The policy is set out in a "motu proprio," which was published today in Acta Apostolica Sedes, the official annals of the Holy See. The four-page document, written in Latin and entitled "Sacramentorum sanctitatis tutela," is dated May 19, 2001, and has already been conveyed to all the world's bishops by Cardinal Joseph Ratzinger, the prefect of the Congregation for the Doctrine of the Faith.
The motu proprio has the effect of changing certain aspects of Canon Law, giving new authority to the Congregation for the Doctrine of the Faith. That Congregation is authorized to respond to cases in which priests commit any of certain specific offenses. The offenses listed-- eight in number-- concern the Eucharist, the sacrament of Penance, and immoral behavior.
The listed offenses against the Eucharist include disrespectful treatment of the sacred species, "concelebrating" with an individual who is not an ordained Catholic priest, or celebrating Mass for sacrilegious purposes. Offenses against Penance include using the sacrament as a pretext for soliciting sexual partners, and violating the seal of confession. Another category of "grave offenses" is "sin against the 6th Commandment committed with a minor of less than 18 years."

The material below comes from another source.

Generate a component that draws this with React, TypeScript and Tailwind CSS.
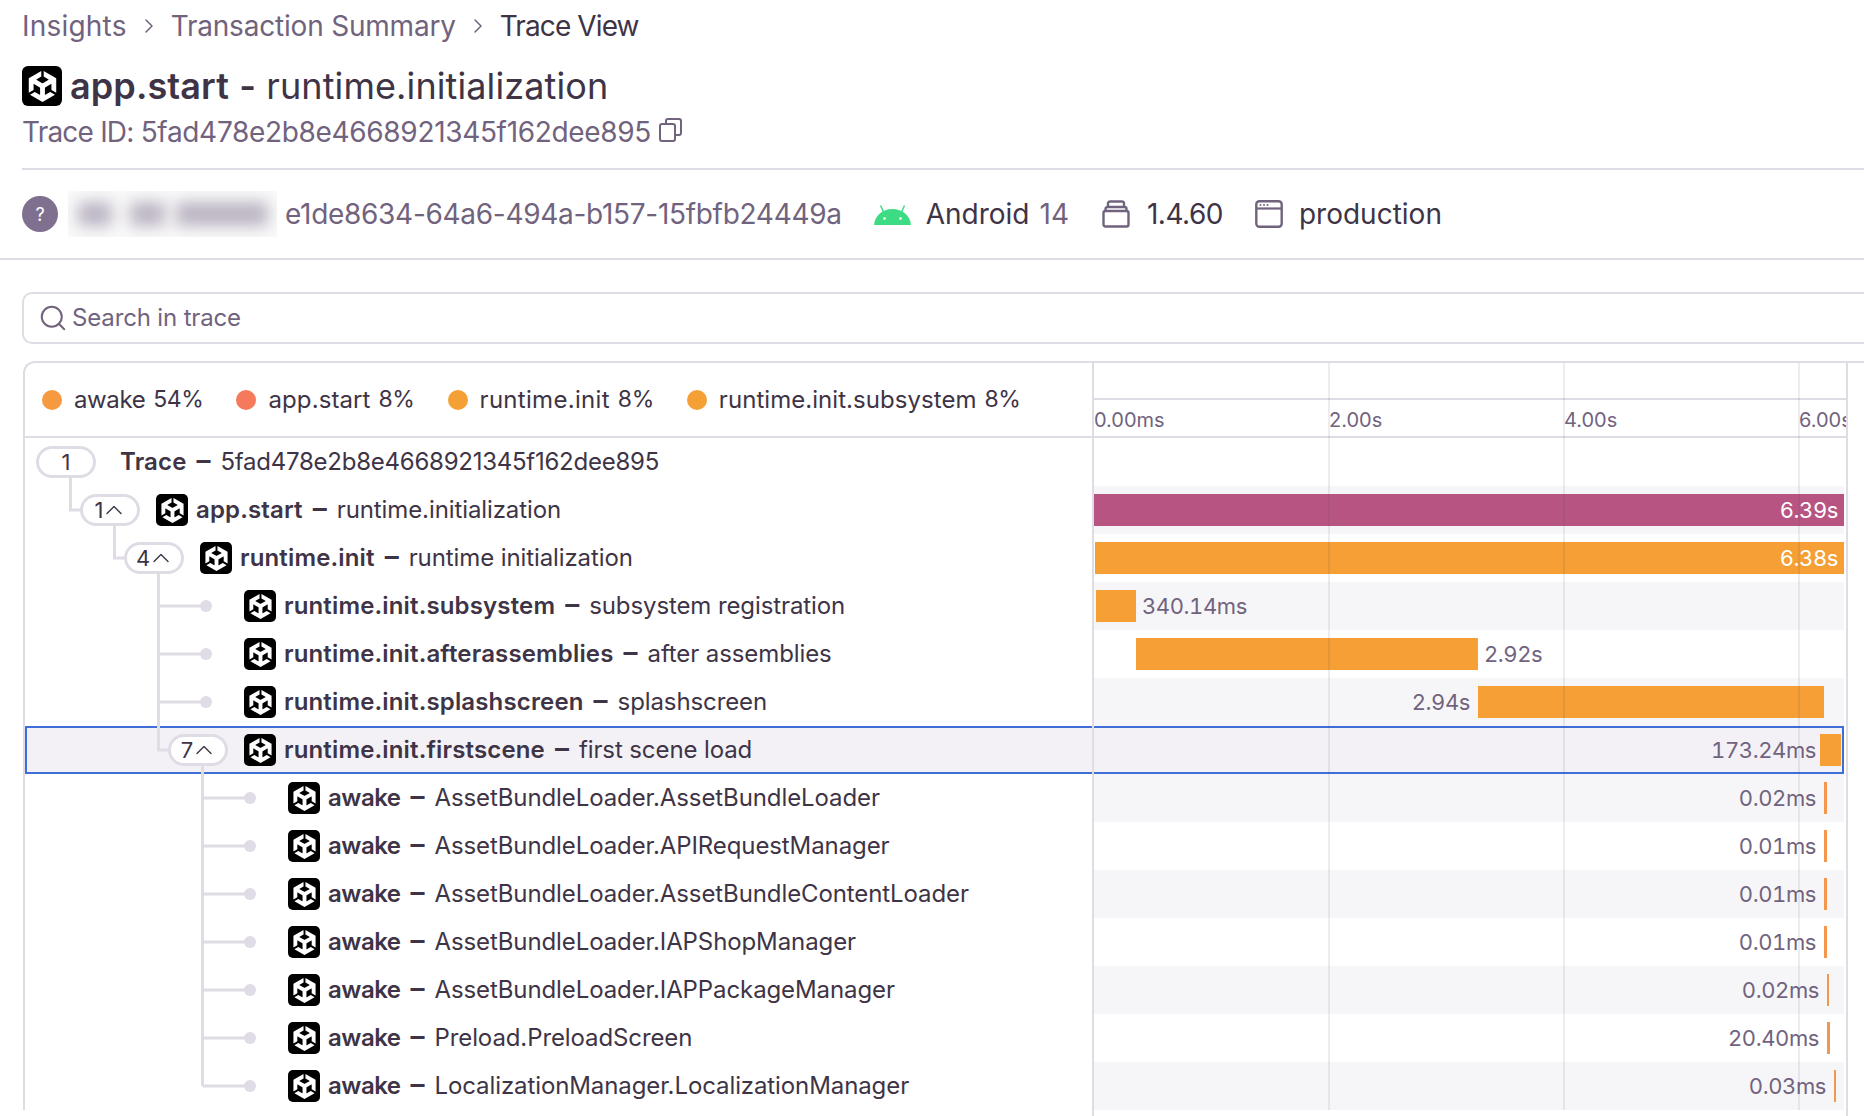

When these offenses are reported, Cardinal Ratzinger informs the world's bishops and religious superiors that they should conduct an investigation of the charges, and also notify the Congregation for the Doctrine of the Faith. The disciplinary response is reserved to that Vatican body. The Vatican will maintain records of all such disciplinary cases for 10 years, except in pedophilia cases, for which the files will remain open for 18 years.
The purpose of the new disciplinary policy, Cardinal Ratzinger explains in a letter accompanying the motu proprio, is "not only to avoid these grave sins but also to protect the sanctity of the clergy and the faithful through the necessary sanctions and pastoral care."